In the passage from Philippians 4, Paul is focusing more on how he has had to personally adapt to a wide variety of situations in life as a disciple and follower of Christ.  There are times when God may bless us abundantly, and times when He may lead us into the drought of a barren valley.  As is commonly said, “change is the only constant in life.”  Changing relationships, changing jobs, changing homes, changing families and finances, changing technologies…and not to mention our ever changing sinful hearts and fickle emotions.

How is it that we are to keep our sanity and remain faithful amidst such furious change?  Paul tells us, “I can do all things through Him who strengthens me.”  Christ is the only unchanging One.  He is the same yesterday, today and always.  Christ has promised to be with us always and to the very end of the age.  He knows better than Paul and better than you and I what it means to want and have plenty, what it is like to feel completely out of your element, what it takes to resist temptation and celebrate victory.  When Christ remains our all in all, in all circumstances, then being able to adapt and find victory in any situation is not so hard because Christ has already won the victory for us on the cross.

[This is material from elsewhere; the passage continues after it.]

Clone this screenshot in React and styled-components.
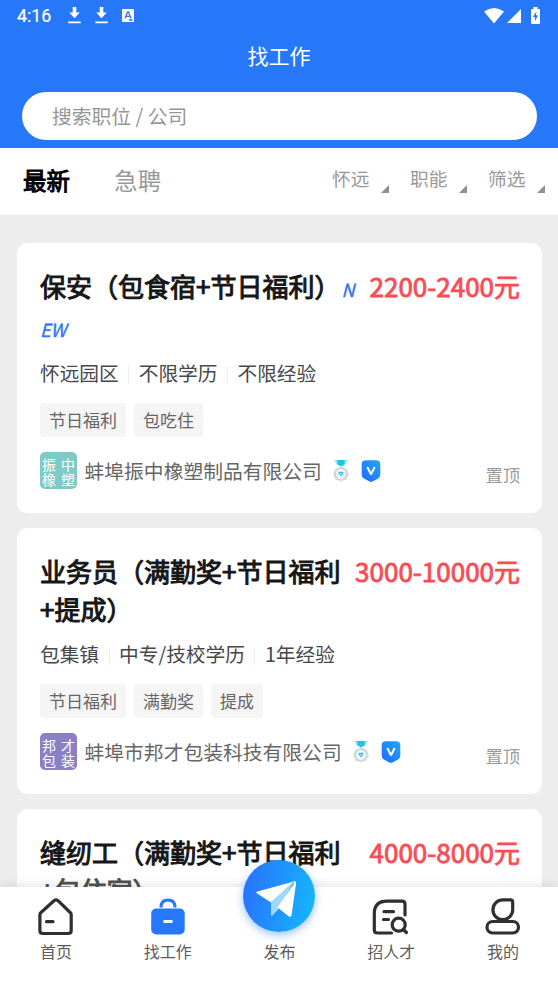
import React from "react";
import styled, { createGlobalStyle } from "styled-components";

const Global = createGlobalStyle`
  *, *::before, *::after { box-sizing: border-box; }
  html, body { margin: 0; padding: 0; }
  body {
    width: 558px;
    height: 993px;
    overflow: hidden;
    background: #ededed;
    font-family: "Noto Sans CJK SC", "Noto Sans", sans-serif;
  }
`;

const Screen = styled.div`
  width: 558px;
  height: 993px;
  display: flex;
  flex-direction: column;
  overflow: hidden;
  background: #ededed;
`;

const Header = styled.header`
  flex: none;
  height: 148px;
  background: #2678f8;
  color: #fff;
`;

const StatusBar = styled.div`
  height: 31px;
  padding: 0 18px 0 17px;
  display: flex;
  align-items: center;
  justify-content: space-between;
`;

const StatusGroup = styled.div`
  display: flex;
  align-items: center;
`;

const Clock = styled.span`
  width: 51px;
  font: 400 17.8px/31px Roboto, sans-serif;
  -webkit-text-stroke: 0.2px #fff;
`;

const StatusIcon = styled.svg`
  display: block;
  margin-right: ${(p) => p.$gap || 0}px;
`;

const PageTitle = styled.h1`
  margin: 0;
  height: 50px;
  font-size: 21px;
  font-weight: 400;
  line-height: 49px;
  text-align: center;
`;

const SearchBox = styled.div`
  width: 515px;
  height: 48px;
  margin: 11px 0 0 22px;
  padding-left: 30px;
  border-radius: 24px;
  background: #fff;
  color: #969696;
  font-size: 19.8px;
  line-height: 47px;
`;

const TabBar = styled.nav`
  flex: none;
  height: 67px;
  padding: 0 13px 0 23px;
  display: flex;
  justify-content: space-between;
  background: #fff;
`;

const Tabs = styled.div`
  display: flex;
  gap: 44.5px;
`;

const Tab = styled.span`
  font-size: 23.4px;
  line-height: 64px;
  color: ${(p) => (p.$active ? "#000" : "#999")};
  -webkit-text-stroke: ${(p) => (p.$active ? "1px #000" : "0")};
`;

const Filters = styled.div`
  display: flex;
  gap: 21px;
`;

const Filter = styled.span`
  display: flex;
  width: 57px;
  justify-content: space-between;
  font-size: 18.7px;
  line-height: 59px;
  color: #999;
`;

const Corner = styled.i`
  width: 8px;
  height: 8px;
  margin-top: 37px;
  background: #909090;
  clip-path: polygon(100% 0, 100% 100%, 0 100%);
`;

const List = styled.main`
  flex: 1;
  min-height: 0;
  overflow: hidden;
  padding: 28px 16px 0 17px;
  display: flex;
  flex-direction: column;
  gap: 15px;
`;

const Card = styled.article`
  flex: none;
  height: ${(p) => p.$height}px;
  padding: 23px 22px 0 23px;
  border-radius: 10px;
  background: #fff;
`;

const CardHead = styled.div`
  display: flex;
  justify-content: space-between;
  height: ${(p) => p.$height}px;
  line-height: 39px;
  font-size: 26px;
  white-space: nowrap;
`;

const JobTitle = styled.h2`
  margin: 0;
  font-size: 26px;
  font-weight: 400;
  color: #161616;
  -webkit-text-stroke: 1px #161616;
`;

const TitleLine = styled.div`
  height: ${(p) => p.$height || 38}px;
  line-height: ${(p) => p.$leading || 39}px;
  ${(p) => p.$faded && "color: #505050; -webkit-text-stroke-color: #505050;"}
`;

const NewMark = styled.em`
  font-size: 18px;
  font-style: italic;
  color: #2f74f5;
  -webkit-text-stroke: 0.4px #2f74f5;
  margin-left: ${(p) => p.$indent || 0}px;
`;

const Salary = styled.span`
  color: #f94c55;
  -webkit-text-stroke: 0.8px #f94c55;
`;

const Meta = styled.div`
  display: flex;
  align-items: center;
  height: 34px;
  margin: 7px 0 14px;
  font-size: 19.7px;
  color: #484848;
`;

const MetaItem = styled.span`
  white-space: nowrap;
  & + & {
    display: flex;
    align-items: center;
  }
  & + &::before {
    content: "";
    width: 1px;
    height: 18px;
    margin: 5px 9.5px 0 9.5px;
    background: #ededed;
  }
`;

const Tags = styled.div`
  display: flex;
  gap: 8px;
`;

const Tag = styled.span`
  height: 34px;
  padding: 0 9px;
  border-radius: 4px;
  background: #f5f5f5;
  color: #666;
  font-size: 17px;
  line-height: 34px;
`;

const Company = styled.div`
  display: flex;
  align-items: center;
  height: 37px;
  margin-top: 15px;
`;

const Logo = styled.span`
  width: 37px;
  height: 37px;
  padding: 5px 2px 0;
  display: grid;
  grid-template-columns: 14px 14px;
  grid-auto-rows: 15px;
  justify-content: space-between;
  border-radius: 5px;
  background: ${(p) => p.$color};
  color: #fff;
  font-size: 14px;
  line-height: 15px;
`;

const CompanyName = styled.span`
  margin: 0 9px 0 7.5px;
  font-size: 19.8px;
  line-height: 37px;
  color: #666;
`;

const Badges = styled.span`
  display: flex;
  align-items: center;
  gap: 10px;
`;

const Pinned = styled.span`
  margin: 8px 0 0 auto;
  font-size: 17.3px;
  line-height: 29px;
  color: #9b9b9b;
`;

const BottomNav = styled.footer`
  flex: none;
  z-index: 1;
  height: 106px;
  display: grid;
  grid-template-columns: repeat(5, 111.8px);
  background: #fff;
  box-shadow: 0 0 12px rgba(0, 0, 0, 0.14);
`;

const NavItem = styled.div`
  display: flex;
  flex-direction: column;
  align-items: center;
  padding-top: 10px;
  color: #5c5c5c;
  font-size: 16px;
  line-height: 24px;
  svg { display: block; flex: none; }
`;

const NavLabel = styled.span`
  margin-top: 2px;
`;

const PublishButton = styled.span`
  width: 72px;
  height: 72px;
  margin: -37px 1px 5px 0;
  border-radius: 50%;
  background: linear-gradient(100deg, #2876fc 10%, #16b2ff 90%);
  box-shadow: 0 3px 8px rgba(38, 120, 248, 0.45);
`;

const DownloadIcon = () => (
  <StatusIcon $gap={14} width="13" height="17" viewBox="0 0 13 17" fill="#fff">
    <path d="M4.700 0h3.600v5.500h3.500L6.500 11.200 1.200 5.500h3.500zM.3 14.500h12.400V16.200H.3z" />
  </StatusIcon>
);

const Medal = () => (
  <svg width="20" height="24" viewBox="0 0 20 24">
    <path d="M3 1h14l-3 4.500H6z" fill="#8cecf6" />
    <path d="M6.300 1h7.400v4.500L10 7.500 6.300 5.500z" fill="#20c5e6" />
    <path d="M10 7l3 1.800 3.200 1.500.6 2.800L18 15.500l-1.600 2.400-.9 2.800-2.800.6L10 22.400l-2.700-1.100-2.800-.6-.9-2.800L2 15.500l1.200-2.400.6-2.800L7 8.800z" fill="#d3dade" />
    <circle cx="10" cy="15" r="5.400" fill="#f1f7f8" stroke="#c0cacf" strokeWidth=".6" />
    <path d="M7.200 13.900l1.200-1.200h3.200l1.200 1.200-2.800 3.500z" fill="#2bbfe4" />
    <path d="M8.900 14l1.100 1.200 1.100-1.200" fill="none" stroke="#fff" strokeWidth=".7" />
  </svg>
);

const Shield = ({ id }) => (
  <svg width="20" height="22" viewBox="0 0 20 22">
    <defs>
      <linearGradient id={id} x1="0" y1="1" x2="1" y2="0">
        <stop offset="0" stopColor="#2468f8" />
        <stop offset="1" stopColor="#1ba8ff" />
      </linearGradient>
    </defs>
    <path d="M5 .3H15Q19.300.300 19.300 4.500v10q0 2.800-2.200 3.900L12 21.200q-2 1.100-4 0l-5.100-2.800Q.7 17.300.7 14.500v-10Q.7.300 5 .3z" fill={`url(#${id})`} />
    <path d="M6.300 7l3.700 7.200L13.700 7" fill="none" stroke="#fff" strokeWidth="2" strokeLinejoin="bevel" />
  </svg>
);

const HomeIcon = () => (
  <svg width="40" height="40" viewBox="0 0 40 40" fill="none" stroke="#2f2f2f" strokeWidth="3.200" strokeLinecap="round" strokeLinejoin="round">
    <path d="M3.900 17.800Q3.900 16.500 5 15.500L18 3.700q2-1.800 4 0L34.200 15.500q1 1 1 2.300V33.500q0 3-3 3H6.900q-3 0-3-3z" />
    <path d="M10.500 24.700h6.500" />
  </svg>
);

const BagIcon = () => (
  <svg width="40" height="40" viewBox="0 0 40 40">
    <path d="M13 10.500q0-7.500 7-7.500t7 7.500" fill="none" stroke="#2678f8" strokeWidth="3" />
    <rect x="3.200" y="11.500" width="33.500" height="26" rx="5" fill="#2678f8" />
    <path d="M15.500 24.500h9" stroke="#fff" strokeWidth="3" />
  </svg>
);

const ResumeSearchIcon = () => (
  <svg width="40" height="40" viewBox="0 0 40 40" fill="none" stroke="#2f2f2f" strokeWidth="3.200" strokeLinecap="round" strokeLinejoin="round">
    <path d="M20.500 36H6.300q-3 0-3-3V16.500Q3.300 4.200 16 4.200H31q3 0 3 3V18" />
    <path d="M13 14.700h9.500M12.500 22.500h5" />
    <circle cx="27.700" cy="27.700" r="6.500" />
    <path d="M32.400 32.500l3 3" />
  </svg>
);

const UserIcon = () => (
  <svg width="40" height="40" viewBox="0 0 40 40" fill="none" stroke="#2f2f2f" strokeWidth="3.200">
    <path d="M20 2.900h7.500q2.200 0 2.200 2.200V13a9.900 9.900 0 1 1-9.700-10.100z" />
    <rect x="4" y="24.500" width="31.500" height="11.500" rx="5.700" />
  </svg>
);

const PlaneIcon = () => (
  <svg width="72" height="72" viewBox="0 0 72 72">
    <path d="M51 21.500L14.500 31.500q-2.300 1 0 2.300L28 42.500z" fill="#fff" />
    <path d="M51 21.500L28 42.500V55q.5 1.500 2 0l5.500-6z" fill="#9ed8fb" />
    <path d="M51.500 23L34.500 47.500 46 56.500q2 1 2.500-1L53 24z" fill="#fff" />
    <path d="M50.500 21.200q2.500-.5 2.500 1.800l-1 5z" fill="#fff" />
  </svg>
);

const jobs = [
  {
    height: 270,
    headHeight: 82,
    title: "保安（包食宿+节日福利）",
    isNew: true,
    salary: "2200-2400元",
    meta: ["怀远园区", "不限学历", "不限经验"],
    tags: ["节日福利", "包吃住"],
    logo: ["振", "中", "橡", "塑"],
    color: "#7fc9c6",
    company: "蚌埠振中橡塑制品有限公司",
  },
  {
    height: 266,
    headHeight: 78,
    title: "业务员（满勤奖+节日福利",
    rest: "+提成）",
    salary: "3000-10000元",
    meta: ["包集镇", "中专/技校学历", "1年经验"],
    tags: ["节日福利", "满勤奖", "提成"],
    logo: ["邦", "才", "包", "装"],
    color: "#8a80c6",
    company: "蚌埠市邦才包装科技有限公司",
  },
  {
    height: 266,
    headHeight: 78,
    title: "缝纫工（满勤奖+节日福利",
    rest: "+包住宿）",
    faded: true,
    salary: "4000-8000元",
  },
];

const JobCard = ({ job, index }) => (
  <Card $height={job.height}>
    <CardHead $height={job.headHeight}>
      <JobTitle>
        <TitleLine $height={job.isNew ? 42 : 38}>
          {job.title}
          {job.isNew && <NewMark $indent={1}>N</NewMark>}
        </TitleLine>
        <TitleLine $faded={job.faded} $leading={job.isNew ? 35 : 39}>
          {job.isNew ? <NewMark>EW</NewMark> : job.rest}
        </TitleLine>
      </JobTitle>
      <Salary>{job.salary}</Salary>
    </CardHead>
    {job.meta && (
      <>
        <Meta>{job.meta.map((m) => <MetaItem key={m}>{m}</MetaItem>)}</Meta>
        <Tags>{job.tags.map((t) => <Tag key={t}>{t}</Tag>)}</Tags>
        <Company>
          <Logo $color={job.color}>{job.logo.map((c) => <span key={c}>{c}</span>)}</Logo>
          <CompanyName>{job.company}</CompanyName>
          <Badges>
            <Medal />
            <Shield id={`shield-${index}`} />
          </Badges>
          <Pinned>置顶</Pinned>
        </Company>
      </>
    )}
  </Card>
);

export default function App() {
  return (
    <Screen>
      <Global />
      <Header>
        <StatusBar>
          <StatusGroup>
            <Clock>4:16</Clock>
            <DownloadIcon />
            <DownloadIcon />
            <StatusIcon width="12" height="13" viewBox="0 0 12 13">
              <rect width="12" height="13" rx="1" fill="#fff" />
              <path d="M3 9.500L5.700 3h.8l2.500 6.500M4 7.300h4M7 11h3.500" fill="none" stroke="#2678f8" strokeWidth="1.300" />
            </StatusIcon>
          </StatusGroup>
          <StatusGroup>
            <StatusIcon $gap={3} width="20" height="16" viewBox="0 0 20 16" fill="#fff">
              <path d="M0 3.500Q10-3.500 20 3.500L10 15.500z" />
            </StatusIcon>
            <StatusIcon $gap={10} width="14" height="14" viewBox="0 0 14 14" fill="#fff">
              <path d="M14 0v14H0z" />
            </StatusIcon>
            <StatusIcon width="9" height="17" viewBox="0 0 9 17">
              <path d="M2.500 0h4v2H8q1 0 1 1v13q0 1-1 1H1q-1 0-1-1V3q0-1 1-1h1.500z" fill="#fff" />
              <path d="M5.300 4.500L2 10h2v4l3-5.500H5.200z" fill="#2678f8" />
            </StatusIcon>
          </StatusGroup>
        </StatusBar>
        <PageTitle>找工作</PageTitle>
        <SearchBox>搜索职位 / 公司</SearchBox>
      </Header>
      <TabBar>
        <Tabs>
          <Tab $active>最新</Tab>
          <Tab>急聘</Tab>
        </Tabs>
        <Filters>
          {["怀远", "职能", "筛选"].map((f) => (
            <Filter key={f}>{f}<Corner /></Filter>
          ))}
        </Filters>
      </TabBar>
      <List>
        {jobs.map((job, i) => <JobCard key={job.title} job={job} index={i} />)}
      </List>
      <BottomNav>
        <NavItem><HomeIcon /><NavLabel>首页</NavLabel></NavItem>
        <NavItem><BagIcon /><NavLabel>找工作</NavLabel></NavItem>
        <NavItem><PublishButton><PlaneIcon /></PublishButton><NavLabel>发布</NavLabel></NavItem>
        <NavItem><ResumeSearchIcon /><NavLabel>招人才</NavLabel></NavItem>
        <NavItem><UserIcon /><NavLabel>我的</NavLabel></NavItem>
      </BottomNav>
    </Screen>
  );
}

Another word for being able to adapt is to live by faith; to live trusting in God’s unfailing love and His perfect plan even though we may not know what tomorrow will bring, how we will get there or when He will ask us to change direction, leave our comfort zone or have our hearts and minds opened to something we could have never possibly imagined.

When we know the Risen Lord Jesus and how He loved us so much He left heaven to give up His own life in our place on the cross, then we have nothing but joy and all confidence to say along with the prophet Isaiah in chapter 64:8,

“But now, O Lord, you are our Father;
we are the clay, and you are our potter;
we are all the work of your hand.”

Well, thanks for joining me again for another daily devotion.  Remember, that God has forgiven yesterday, is with you today, and has already taken care of tomorrow.  Amen.